Jesus tells his followers to do their spiritual disciples in private. He assumes they will give to the poor, pray and fast, but he does not want them to draw attention to themselves in these spiritual disciplines. Instead, Jesus says, when you pray, go into your closet, when you fast, do not tell anyone, and when you give, “do not even let the left hand know what the right hand is doing.”
The reason for this is that the hypocrite calls attention to themselves when they give. Jesus tells his followers to “sound no trumpet before you, as the hypocrites do in the synagogues and in the streets” Did anyone actually make a public announcement by blowing a shofar when they gave?
Contrary to popular teaching, there is no evidence anyone in the Second Temple Period announced their giving with trumpets. Imagine someone in the Temple blowing on a shofar to get everyone’s attention and loudly announcing they were about to give their offering to the Lord, maybe even announcing how much they are giving and what percentage of their income it represents.
The image Jesus creates here is intentionally ridiculous, it is a parody of how people draw attention to their wealth and generosity. John Nolland calls it “grotesque exaggeration” (Matthew, 274). Before objecting that Jesus would not exaggerate, a bit later in the Sermon he will say some people complain about a speck in someone’s eye even though they have a log in their own eye. This is a clear exaggeration! In Matthew 5:30 Jesus said “if your right hand offends you, cut it off,” a clear example of exaggeration.
Although Jesus intentionally exaggerates the activity of the hypocrites, people did in fact boast about their giving in the ancient world. There are examples of ancient synagogues with the names of the donors engraved on the walls. Ever Greek and Roman city had dozens of statues donated by some wealthy patron in order to demonstrate their benevolence and draw attention to their name in order to increase their honor and status in the city. Even ““do not even let the left hand know what the right hand is doing” is hyperbole, since it is physically impossible for a hand to know anything. Jesus’s point is simply “keep your almsgiving private.”
If someone does boast about what they give, what are they actually boasting about? Potentially it is their piety, the depth of their commitment to God, or how spiritual they are. But it is also likely someone who boasts in their giving is boasting about how wealthy they really are. If someone boasts about a large gift, they are really saying, “Look how wealthy I am, I can afford to give this huge gift!”
Who are these hypocrites? Based on parallels between the Sermon on the Mount and Matthew 23, most agree Jesus has the Pharisees in mind when he describes the activity of the hypocrites in Matthew 6.
As with other elements of the Sermon on the Mount, Jesus focuses on the attitude behind the action. If someone gives in order to be recognized as a generous person, or to appear to be spiritual, or to be thanked publically for their gift, then they have “received their reward.”
This desire for recognition is certainly common in contemporary culture. A huge mega-corporation may fund some public philanthropic program, but it is not a completely an act of kindness since the company name is prominently displayed. Perhaps a company gives to deflect criticism, like an oil companies running TV ads about how much they care about the environment and how they make the world better for harp seals and snow crabs (without mentioning the thousands of tons of oil spilled into the environment every year). They are trying to build goodwill with people and show that they are a good a gracious company.

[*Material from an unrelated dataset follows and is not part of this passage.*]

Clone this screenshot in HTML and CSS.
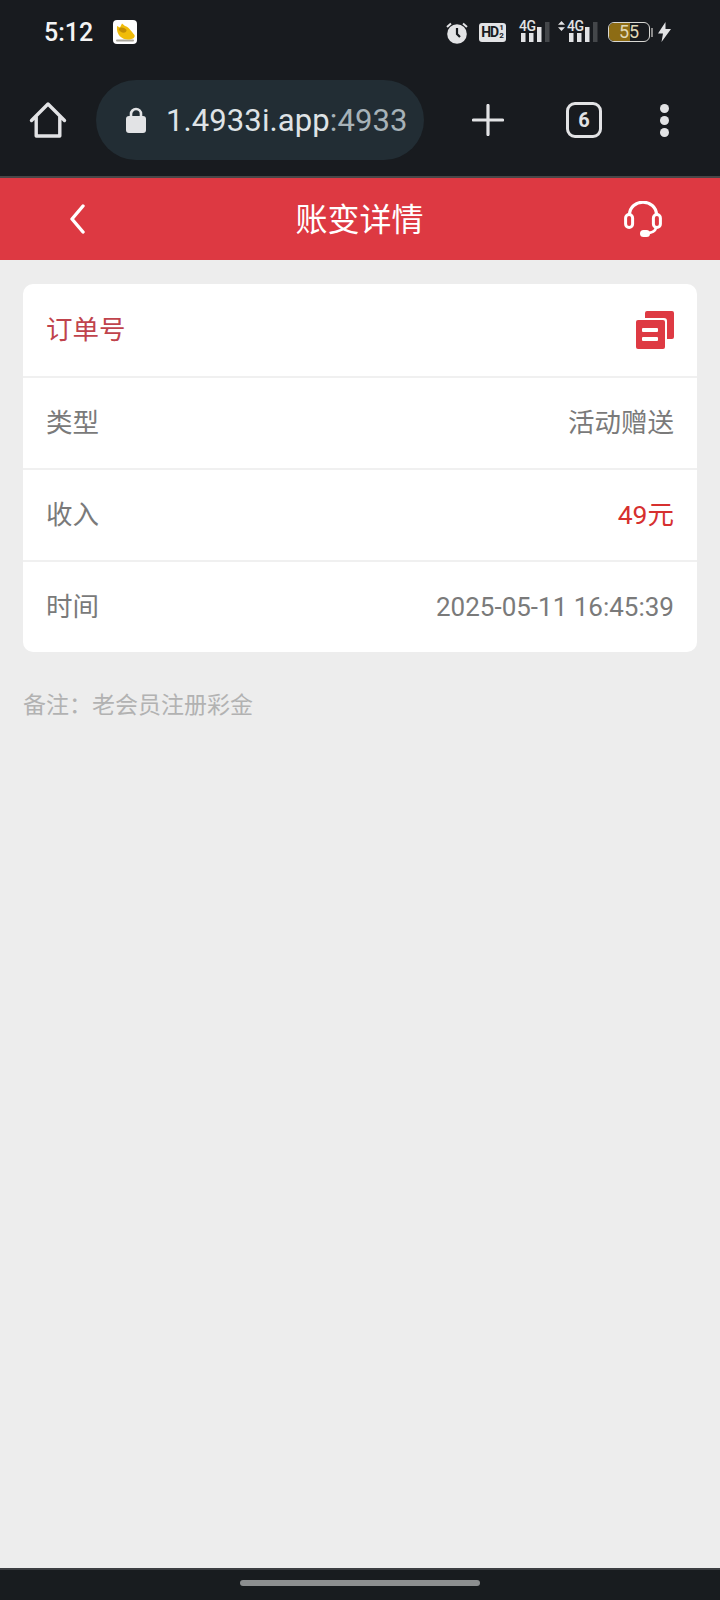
FILE: index.html
```html
<!DOCTYPE html>
<html lang="zh-CN">
<head>
    <meta charset="UTF-8">
    <meta name="viewport" content="width=device-width, initial-scale=1.0">
    <title>账变详情</title>
    <link rel="stylesheet" href="styles.css">
</head>
<body>

<div class="phone">
    <div class="browser-chrome">
        <div class="status-bar">
            <div class="status-left">
                <span class="clock">5:12</span>
                <svg class="app-icon" width="24" height="24" viewBox="0 0 24 24">
                    <rect width="24" height="24" rx="4" fill="#fff"/>
                    <rect x="3" y="19.5" width="18" height="2" rx="1" fill="#a8a59a"/>
                    <path d="M4 6 L7 7.5 L9 3.5 L12 6 C16 7 18 11 21.5 15 C22.5 18 19 19.5 15 19.5 C9 19.5 3 15 4 6 Z" fill="#f0bc0a"/>
                    <path d="M5.5 9 C7 6.5 12 7 13.5 10 C14 13 8 14.5 5.5 9 Z" fill="#c48f06"/>
                </svg>
            </div>
            <div class="status-right">
                <svg class="alarm" width="22" height="23" viewBox="0 0 22 23">
                    <circle cx="11" cy="13" r="9.8" fill="#e2e3e5"/>
                    <path d="M11 7 V13 L14 16" fill="none" stroke="#181b1f" stroke-width="2.2"/>
                    <path d="M1 6 L5 2.5 M21 6 L17 2.5" stroke="#e2e3e5" stroke-width="2"/>
                </svg>
                <span class="hd-badge"><b>HD</b><i>1<br>2</i></span>
                <span class="signal">
                    <span class="net">4G</span>
                    <svg class="bars" width="29" height="20" viewBox="0 0 29 20">
                        <rect x="0" y="11" width="4.5" height="9" fill="#e2e3e5"/>
                        <rect x="8" y="11" width="4.5" height="9" fill="#e2e3e5"/>
                        <rect x="16" y="5" width="4.5" height="15" fill="#e2e3e5"/>
                        <rect x="24" y="0" width="4.5" height="20" fill="#44474a"/>
                    </svg>
                </span>
                <span class="signal signal-data">
                    <svg class="arrows" width="7" height="10" viewBox="0 0 7 10">
                        <path d="M3.5 0 L7 3.8 H0 Z M0 6.2 H7 L3.5 10 Z" fill="#e2e3e5"/>
                    </svg>
                    <span class="net">4G</span>
                    <svg class="bars" width="29" height="20" viewBox="0 0 29 20">
                        <rect x="0" y="11" width="4.5" height="9" fill="#e2e3e5"/>
                        <rect x="8" y="11" width="4.5" height="9" fill="#e2e3e5"/>
                        <rect x="16" y="5" width="4.5" height="15" fill="#e2e3e5"/>
                        <rect x="24" y="0" width="4.5" height="20" fill="#44474a"/>
                    </svg>
                </span>
                <span class="battery">
                    <span class="battery-body"><span class="battery-level"></span><span class="battery-text">55</span></span>
                    <span class="battery-tip"></span>
                </span>
                <svg class="bolt" width="13" height="20" viewBox="0 0 13 20">
                    <path d="M7.5 0 L0 11.5 H5 L3.5 20 L13 7 H7.5 Z" fill="#e2e3e5"/>
                </svg>
            </div>
        </div>
        <div class="toolbar">
            <svg class="home-icon" width="38" height="38" viewBox="0 0 38 38">
                <path d="M2.5 19.5 L19 3 L35.5 19.5 M7.2 15 V35 H30.8 V15" fill="none" stroke="#e2e3e5" stroke-width="3.4" stroke-linecap="round" stroke-linejoin="round"/>
            </svg>
            <div class="address-bar">
                <svg width="20" height="26" viewBox="0 0 20 26">
                    <path d="M5 11 V7 a5 5 0 0 1 10 0 V11" fill="none" stroke="#e2e3e5" stroke-width="2.6"/>
                    <rect x="0" y="9" width="20" height="17" rx="3" fill="#e2e3e5"/>
                </svg>
                <span class="url"><span class="url-host">1.4933i.app</span>:4933</span>
            </div>
            <svg class="plus-icon" width="32" height="32" viewBox="0 0 32 32">
                <path d="M16 1.5 V30.5 M1.5 16 H30.5" stroke="#e2e3e5" stroke-width="3.2" stroke-linecap="round"/>
            </svg>
            <span class="tab-count">6</span>
            <span class="menu-dots"><i></i><i></i><i></i></span>
        </div>
    </div>

    <header class="page-header">
        <svg class="back-icon" width="16" height="30" viewBox="0 0 16 30">
            <path d="M14 2 L3 15 L14 28" fill="none" stroke="#fff" stroke-width="3.4" stroke-linecap="round" stroke-linejoin="round"/>
        </svg>
        <h1>账变详情</h1>
        <svg class="support-icon" width="38" height="36" viewBox="0 0 38 36">
            <path d="M5.5 14 C5.5 -3 32.5 -3 32.5 14" fill="none" stroke="#fff" stroke-width="3.2"/>
            <rect x="1.6" y="13.5" width="7" height="13" rx="3.5" fill="none" stroke="#fff" stroke-width="3"/>
            <rect x="29.4" y="13.5" width="7" height="13" rx="3.5" fill="none" stroke="#fff" stroke-width="3"/>
            <path d="M32 27 C31 31 27 32 22 32.5" fill="none" stroke="#fff" stroke-width="2.8"/>
            <rect x="16" y="29" width="10" height="7" rx="3.5" fill="#fff"/>
        </svg>
    </header>

    <main class="content">
        <div class="card">
            <div class="row">
                <span class="order-label">订单号</span>
                <svg class="copy-icon" width="38" height="38" viewBox="0 0 38 38">
                    <path d="M9 2 a2 2 0 0 1 2 -2 H36 a2 2 0 0 1 2 2 V26 a2 2 0 0 1 -2 2 H31 V10 a3 3 0 0 0 -3 -3 H9 Z" fill="#de3a43"/>
                    <rect x="0" y="9" width="29" height="29" rx="2" fill="#de3a43"/>
                    <rect x="6" y="17" width="16" height="4" rx="1" fill="#fff"/>
                    <rect x="6" y="26" width="16" height="4" rx="1" fill="#fff"/>
                </svg>
            </div>
            <div class="row">
                <span>类型</span>
                <span>活动赠送</span>
            </div>
            <div class="row">
                <span>收入</span>
                <span class="income">49元</span>
            </div>
            <div class="row">
                <span>时间</span>
                <span class="time-value">2025-05-11 16:45:39</span>
            </div>
        </div>
        <p class="note">备注：老会员注册彩金</p>
    </main>

    <div class="nav-bar">
        <span class="home-pill"></span>
    </div>
</div>

</body>
</html>
```

FILE: styles.css
```css
/* page frame */
body {
    margin: 0;
    background-color: #ededed;
    font-family: Roboto, "Noto Sans CJK SC", sans-serif;
}

.phone {
    display: flex;
    flex-direction: column;
    height: 1600px;
}

/* browser chrome */
.browser-chrome {
    height: 176px;
    background-color: #181b1f;
    border-bottom: 2px solid #4a4648;
    color: #e2e3e5;
}

.status-bar {
    display: flex;
    justify-content: space-between;
    align-items: center;
    height: 64px;
    padding: 0 49px 0 44px;
}

.status-left {
    display: flex;
    align-items: center;
    gap: 20px;
}

.clock {
    font-size: 25px;
    font-weight: 500;
    color: #f4f4f4;
}

.status-right {
    display: flex;
    align-items: center;
}

.hd-badge {
    display: flex;
    align-items: center;
    justify-content: center;
    width: 27px;
    height: 19px;
    margin-left: 11px;
    background-color: #e2e3e5;
    border-radius: 3px;
    color: #181b1f;
    font-size: 14px;
    letter-spacing: -1px;
}

.hd-badge i {
    font-size: 8px;
    font-style: normal;
    font-weight: 700;
    line-height: 8px;
    margin-left: 1px;
    letter-spacing: 0;
    text-align: center;
}

.signal {
    display: flex;
    position: relative;
    height: 20px;
    margin-left: 13px;
}

.signal .net {
    position: absolute;
    top: -2px;
    left: 0;
    font-size: 14px;
    font-weight: 500;
    line-height: 13px;
    letter-spacing: -0.5px;
}

.bars {
    margin-left: 2px;
}

.signal-data {
    margin-left: 8px;
}

.signal-data .net {
    left: 9px;
}

.signal-data .bars {
    margin-left: 4px;
}

.arrows {
    margin-top: -1px;
}

.battery {
    display: flex;
    align-items: center;
    margin-left: 10px;
}

.battery-body {
    position: relative;
    box-sizing: border-box;
    width: 42px;
    height: 20px;
    border: 1.5px solid #d8d8d4;
    border-radius: 6px;
    overflow: hidden;
}

.battery-level {
    display: block;
    width: 21px;
    height: 100%;
    background-color: #8d6c14;
}

.battery-text {
    position: absolute;
    top: 0;
    left: 10px;
    font-size: 18px;
    line-height: 17px;
    color: #e0d8b8;
}

.battery-tip {
    width: 2px;
    height: 9px;
    margin-left: 1px;
    background-color: #8a8a8a;
}

.bolt {
    margin-left: 5px;
}

.toolbar {
    display: flex;
    align-items: center;
    height: 112px;
}

.home-icon {
    margin-left: 29px;
}

.address-bar {
    display: flex;
    align-items: center;
    gap: 20px;
    box-sizing: border-box;
    width: 328px;
    height: 80px;
    margin-left: 29px;
    padding-left: 30px;
    background-color: #222d34;
    border-radius: 40px;
    font-size: 31px;
    letter-spacing: 0.1px;
    color: #a7b2b8;
}

.url-host {
    color: #dfe3e6;
}

.plus-icon {
    margin-left: 48px;
}

.tab-count {
    display: flex;
    align-items: center;
    justify-content: center;
    box-sizing: border-box;
    width: 36px;
    height: 36px;
    margin-left: 62px;
    border: 3.5px solid #e2e3e5;
    border-radius: 9px;
    font-size: 20px;
    font-weight: 700;
}

.menu-dots {
    display: flex;
    flex-direction: column;
    gap: 3px;
    margin-left: 58px;
}

.menu-dots i {
    width: 9px;
    height: 9px;
    border-radius: 50%;
    background-color: #e2e3e5;
}

/* red page header */
.page-header {
    display: grid;
    grid-template-columns: 1fr auto 1fr;
    align-items: center;
    height: 82px;
    padding: 0 58px 0 69px;
    background-color: #dd3942;
}

.page-header h1 {
    margin: 0;
    padding: 0 12px 4px 0;
    font-size: 32px;
    font-weight: 400;
    color: #fff;
}

.support-icon {
    justify-self: end;
}

/* detail card */
.content {
    flex: 1;
    padding: 24px 23px 0;
}

.card {
    background-color: #fff;
    border-radius: 10px;
    overflow: hidden;
}

.row {
    display: flex;
    align-items: center;
    justify-content: space-between;
    height: 92px;
    padding: 0 23px 6px;
    box-sizing: border-box;
    border-top: 2px solid #f0f0f0;
    font-size: 26.5px;
    color: #7a7a7a;
}

.row:first-child {
    border-top: none;
}

.order-label {
    color: #c0434c;
}

.copy-icon,
.time-value {
    margin-top: 6px;
}

.time-value {
    font-size: 26px;
}

.income {
    color: #d6302f;
}

.note {
    margin: 34px 0 0;
    font-size: 23px;
    color: #b2b2b2;
}

/* gesture bar */
.nav-bar {
    display: flex;
    justify-content: center;
    height: 32px;
    padding-top: 10px;
    box-sizing: border-box;
    background-color: #181c1f;
    border-top: 2px solid #3c3e42;
}

.home-pill {
    width: 240px;
    height: 6px;
    border-radius: 3px;
    background-color: #8c8f90;
}
```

How does the follower of Jesus live out this teaching of Jesus? Christians are certainly going to support charities that help the poor, but how can that be done “in private”? If your name appears on a list of donors, are you violating Jesus’s ideal in Matthew 6:2-4? What if you take a tax credit for charitable giving? Jesus is focused on the internal motivations for giving: how should the Christian evaluate their motive for giving?